* **Exercise brief**:
Please print the lines between the one with "What React, TypeScript" and the one with "rounded-[3px] border border-[#50ac66]", both ends included, exactly as written, with no pictures.

* **Record list**:
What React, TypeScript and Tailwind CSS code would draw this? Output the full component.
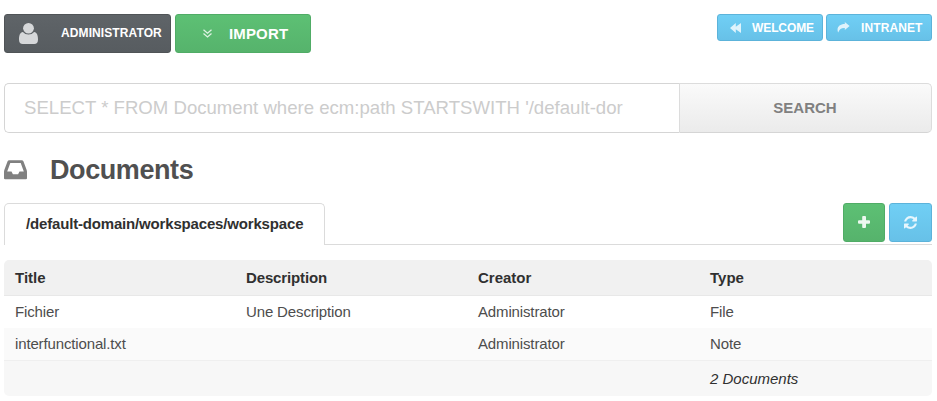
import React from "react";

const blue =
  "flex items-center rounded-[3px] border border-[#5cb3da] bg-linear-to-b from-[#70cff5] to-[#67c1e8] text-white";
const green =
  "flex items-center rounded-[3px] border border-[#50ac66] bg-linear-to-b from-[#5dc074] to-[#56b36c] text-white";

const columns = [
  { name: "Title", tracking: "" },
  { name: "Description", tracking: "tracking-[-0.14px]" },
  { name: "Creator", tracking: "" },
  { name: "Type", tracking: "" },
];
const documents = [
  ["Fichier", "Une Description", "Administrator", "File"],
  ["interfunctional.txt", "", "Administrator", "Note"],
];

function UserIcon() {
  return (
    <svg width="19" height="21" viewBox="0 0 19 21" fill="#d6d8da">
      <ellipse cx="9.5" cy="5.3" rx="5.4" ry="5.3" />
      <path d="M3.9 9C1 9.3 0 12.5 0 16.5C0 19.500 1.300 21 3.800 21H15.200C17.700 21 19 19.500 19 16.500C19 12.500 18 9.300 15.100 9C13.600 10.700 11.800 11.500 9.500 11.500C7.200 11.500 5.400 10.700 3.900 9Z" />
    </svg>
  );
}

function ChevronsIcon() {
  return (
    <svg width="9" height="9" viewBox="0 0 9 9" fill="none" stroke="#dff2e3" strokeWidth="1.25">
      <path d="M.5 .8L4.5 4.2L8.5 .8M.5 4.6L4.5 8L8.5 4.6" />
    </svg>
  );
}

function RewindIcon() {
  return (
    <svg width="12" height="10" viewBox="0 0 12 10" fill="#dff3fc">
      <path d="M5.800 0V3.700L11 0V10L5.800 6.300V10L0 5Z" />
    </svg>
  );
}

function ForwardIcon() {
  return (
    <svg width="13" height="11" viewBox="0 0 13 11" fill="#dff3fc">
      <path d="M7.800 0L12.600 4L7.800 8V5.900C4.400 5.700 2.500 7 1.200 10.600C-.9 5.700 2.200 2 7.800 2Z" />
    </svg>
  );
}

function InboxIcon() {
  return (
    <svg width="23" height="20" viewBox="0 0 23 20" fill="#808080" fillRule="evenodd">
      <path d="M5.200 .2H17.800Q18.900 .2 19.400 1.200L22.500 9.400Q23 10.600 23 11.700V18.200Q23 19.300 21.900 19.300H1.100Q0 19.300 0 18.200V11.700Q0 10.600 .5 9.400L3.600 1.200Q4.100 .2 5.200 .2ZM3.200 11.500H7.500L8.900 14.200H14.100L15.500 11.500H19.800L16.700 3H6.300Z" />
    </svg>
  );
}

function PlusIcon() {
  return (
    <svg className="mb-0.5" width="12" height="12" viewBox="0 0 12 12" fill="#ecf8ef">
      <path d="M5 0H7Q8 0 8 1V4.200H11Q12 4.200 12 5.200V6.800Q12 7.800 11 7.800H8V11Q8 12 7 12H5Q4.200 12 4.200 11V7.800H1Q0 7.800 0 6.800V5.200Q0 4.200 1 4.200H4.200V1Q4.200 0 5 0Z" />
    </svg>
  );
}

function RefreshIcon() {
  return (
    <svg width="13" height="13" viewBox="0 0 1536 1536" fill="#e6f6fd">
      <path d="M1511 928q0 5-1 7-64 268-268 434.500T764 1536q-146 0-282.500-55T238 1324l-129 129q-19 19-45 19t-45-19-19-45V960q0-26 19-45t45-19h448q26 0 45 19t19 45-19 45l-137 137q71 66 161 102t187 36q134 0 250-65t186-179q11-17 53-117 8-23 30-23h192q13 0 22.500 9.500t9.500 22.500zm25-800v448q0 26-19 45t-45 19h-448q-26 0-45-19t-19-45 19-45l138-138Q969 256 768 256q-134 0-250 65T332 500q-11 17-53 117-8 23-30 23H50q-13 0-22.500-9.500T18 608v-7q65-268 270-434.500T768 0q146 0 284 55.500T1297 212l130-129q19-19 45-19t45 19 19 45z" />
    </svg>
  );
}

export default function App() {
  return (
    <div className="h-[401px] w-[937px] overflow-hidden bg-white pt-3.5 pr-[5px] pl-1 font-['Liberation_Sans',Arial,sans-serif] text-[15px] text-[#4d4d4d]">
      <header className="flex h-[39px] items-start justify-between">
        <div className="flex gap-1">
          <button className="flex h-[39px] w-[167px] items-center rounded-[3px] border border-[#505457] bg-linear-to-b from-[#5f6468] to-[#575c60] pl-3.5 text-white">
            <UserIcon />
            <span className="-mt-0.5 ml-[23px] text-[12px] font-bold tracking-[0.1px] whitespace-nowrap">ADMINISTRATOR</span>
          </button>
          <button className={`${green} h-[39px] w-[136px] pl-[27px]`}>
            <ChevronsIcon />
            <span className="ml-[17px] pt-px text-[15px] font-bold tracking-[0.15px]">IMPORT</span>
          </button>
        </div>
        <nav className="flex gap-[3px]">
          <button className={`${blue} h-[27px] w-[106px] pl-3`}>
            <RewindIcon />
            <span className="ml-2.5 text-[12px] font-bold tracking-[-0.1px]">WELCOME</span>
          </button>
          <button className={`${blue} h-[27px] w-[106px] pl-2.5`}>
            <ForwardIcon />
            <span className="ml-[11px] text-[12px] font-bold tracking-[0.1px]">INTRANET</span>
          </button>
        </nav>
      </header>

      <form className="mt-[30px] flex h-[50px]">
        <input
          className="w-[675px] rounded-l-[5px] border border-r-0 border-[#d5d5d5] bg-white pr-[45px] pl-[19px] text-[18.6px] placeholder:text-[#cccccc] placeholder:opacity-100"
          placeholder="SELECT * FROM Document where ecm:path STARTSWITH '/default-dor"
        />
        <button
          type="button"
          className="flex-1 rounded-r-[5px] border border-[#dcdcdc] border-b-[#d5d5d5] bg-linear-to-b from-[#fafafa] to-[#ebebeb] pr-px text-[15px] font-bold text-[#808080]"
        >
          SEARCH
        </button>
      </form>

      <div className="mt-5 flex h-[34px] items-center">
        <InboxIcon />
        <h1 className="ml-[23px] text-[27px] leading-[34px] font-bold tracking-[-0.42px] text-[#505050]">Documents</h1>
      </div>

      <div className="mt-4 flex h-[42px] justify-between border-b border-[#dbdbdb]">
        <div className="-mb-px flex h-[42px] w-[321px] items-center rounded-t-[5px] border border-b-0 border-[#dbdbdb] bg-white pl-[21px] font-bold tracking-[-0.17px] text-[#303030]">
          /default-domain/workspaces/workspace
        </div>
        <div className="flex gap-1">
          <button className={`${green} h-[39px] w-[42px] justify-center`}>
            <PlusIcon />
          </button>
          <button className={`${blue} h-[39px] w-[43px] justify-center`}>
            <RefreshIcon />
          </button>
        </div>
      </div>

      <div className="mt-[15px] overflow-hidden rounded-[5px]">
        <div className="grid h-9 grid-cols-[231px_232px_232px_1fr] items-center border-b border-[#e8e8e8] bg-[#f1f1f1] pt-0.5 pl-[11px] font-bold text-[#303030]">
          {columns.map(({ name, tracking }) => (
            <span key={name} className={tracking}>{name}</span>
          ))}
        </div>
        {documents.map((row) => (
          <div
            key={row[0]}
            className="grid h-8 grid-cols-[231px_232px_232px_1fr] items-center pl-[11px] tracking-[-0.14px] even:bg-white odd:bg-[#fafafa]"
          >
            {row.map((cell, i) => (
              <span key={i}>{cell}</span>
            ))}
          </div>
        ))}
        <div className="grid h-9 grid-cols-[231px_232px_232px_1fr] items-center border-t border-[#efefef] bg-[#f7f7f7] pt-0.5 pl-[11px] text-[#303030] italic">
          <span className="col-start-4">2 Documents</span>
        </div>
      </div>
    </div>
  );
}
...
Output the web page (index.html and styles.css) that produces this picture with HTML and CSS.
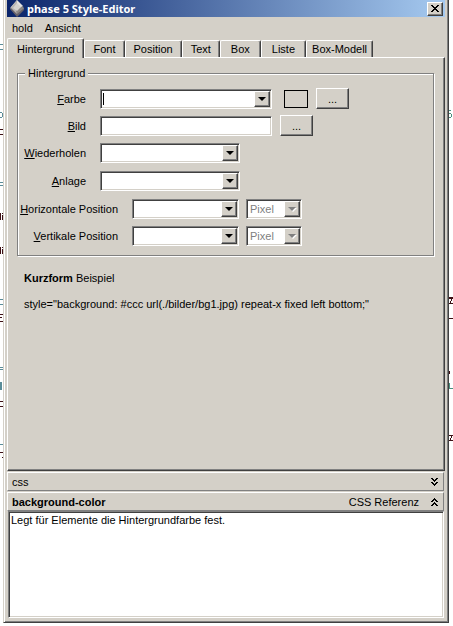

* **Reply**:
What React, TypeScript and Tailwind CSS code would draw this? Output the full component.
import React from "react";

const blue =
  "flex items-center rounded-[3px] border border-[#5cb3da] bg-linear-to-b from-[#70cff5] to-[#67c1e8] text-white";
const green =
  "flex items-center rounded-[3px] border border-[#50ac66] bg-linear-to-b from-[#5dc074] to-[#56b36c] text-white";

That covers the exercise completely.